See also: Implementation Component to Right to Counsel

Generally, once a detainee has finished exercising their right to counsel they have no further ability to access counsel again.[1] The right to counsel is "essentially a one time matter", unless it falls into one of the exceptions.[2]

Absent one of the exceptions, further access to counsel beyond the first consultation is entirely discretionary.[3] This applies even where the police may have promised further access.[4]

  1. R v Sinclair, 2010 SCC 35 (CanLII), [2010] 2 SCR 310, per McLachlin C.J. and Charron J.
  2. Sinclair, ibid. at para 64
  3. R v Briscoe 2012 ABQB 111 (CanLII) at para 113
  4. Briscoe, ibid. at para 114, 119


Several exceptions exist:[1]

  • Where during the investigation "new or non-routine procedures involving the detainee" are being applied, the accused should be permitted counsel.[2]
  • where the jeopardy increases due to new evidence rendering the offence more serious or new, more serious charges arise.[3]
  • if it is learned that the previous waiver of rights was not done properly.[4]
  • the previous caution was insufficient or defective
  • "change in circumstances results from new procedures involving the detainee"
  • "developments in the investigation" such that they accuse must chose "whether they should ... cooperate with the investigation or not"

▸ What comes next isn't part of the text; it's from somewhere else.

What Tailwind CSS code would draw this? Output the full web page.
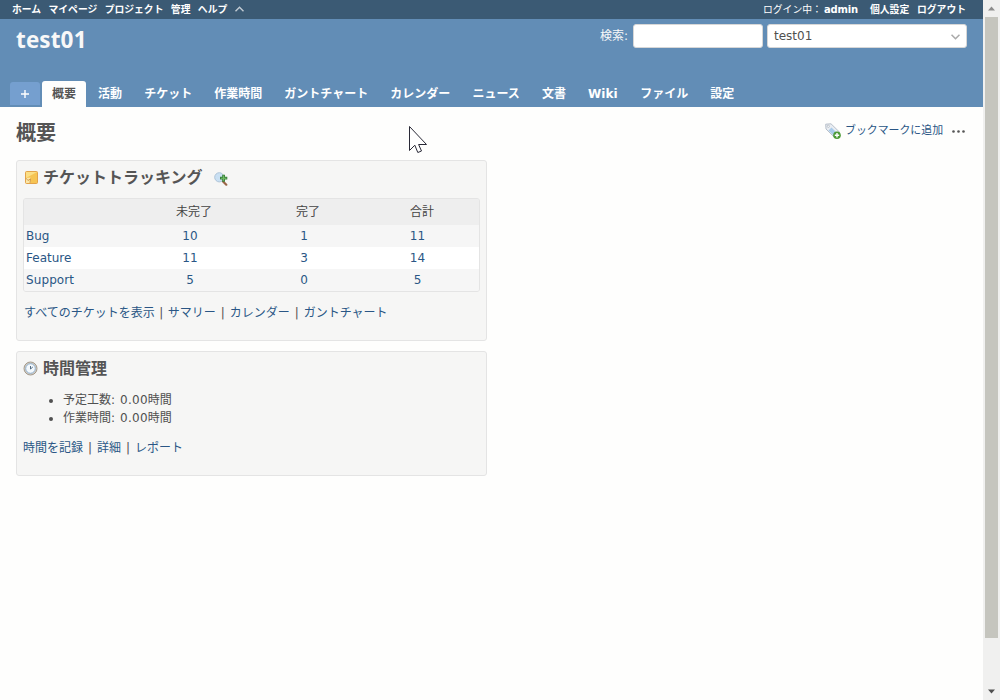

The categories of circumstances that require additional access to counsel is not a "closed" list.[5]

Change in Circumstances Exception
The detainee will get an additional chance to consult with counsel where there had been a "change in circumstances" that are objectively observable that renders access "necessary to fulfill s. 10(b)’s purpose of providing the detainee with advice in the new or emergent situation".[6]

  1. R v Sinclair, 2010 SCC 35 (CanLII), [2010] 2 SCR 310, per McLachlin C.J. and Charron J., at para 2
    R v MacLean, 2013 ABQB 60 (CanLII) at para 24
    R v M(AR), 2011 ABCA 98 (CanLII) at para 38 leave denied
  2. Sinclair, supra at paras 50-52
    R v Ross, 1989 CanLII 134 (SCC), [1989] 1 SCR 3
  3. Sinclair, supra at paras 50-52
    See R v Evans, 1991 CanLII 98 (SCC), [1991] 1 SCR 869 R v Black, 1989 CanLII 75 (SCC), [1989] 2 SCR 138;
  4. See R v Burlingham, 1995 CanLII 88 (SCC), [1995] 2 SCR 206
  5. Sinclair, supra
  6. Sinclair, supra at para 54


Where new or non-routine procedures involving the detainee arise, the detainee should be permitted new access to counsel.[1]

The applicable procedures will not be those that are part of "predictable police questioning".[2]

The procedure will arise where the detainee's participation is "essential" and they have a right to decline participation or a right to understand the procedure.[3]

"Non-routine" procedures will include participation in a line-up or submitting to a polygraph.[4]

A "re-enactment" is not considered a non-routine procedure. It is merely a "statement by conduct".[5]

  1. R v M(AR), 2011 ABCA 98 (CanLII)
  2. R v Briscoe, 2015 ABCA 2 (CanLII) at para 48
  3. Biscoe, ibid. at para 48
  4. R v Sinclair, 2010 SCC 35 (CanLII), [2010] 2 SCR 310 at para 50
  5. R v Ashmore, 2011 BCCA 18 (CanLII)

Change of Jeopardy

While a detainee is in custody on charges and has received access to counsel, but at some point later the circumstances of the detainment change and further charges are being investigated resulting in a change in jeopardy in the detainee, the accused must be given a further opportunity to consult with counsel on the new situation.[1]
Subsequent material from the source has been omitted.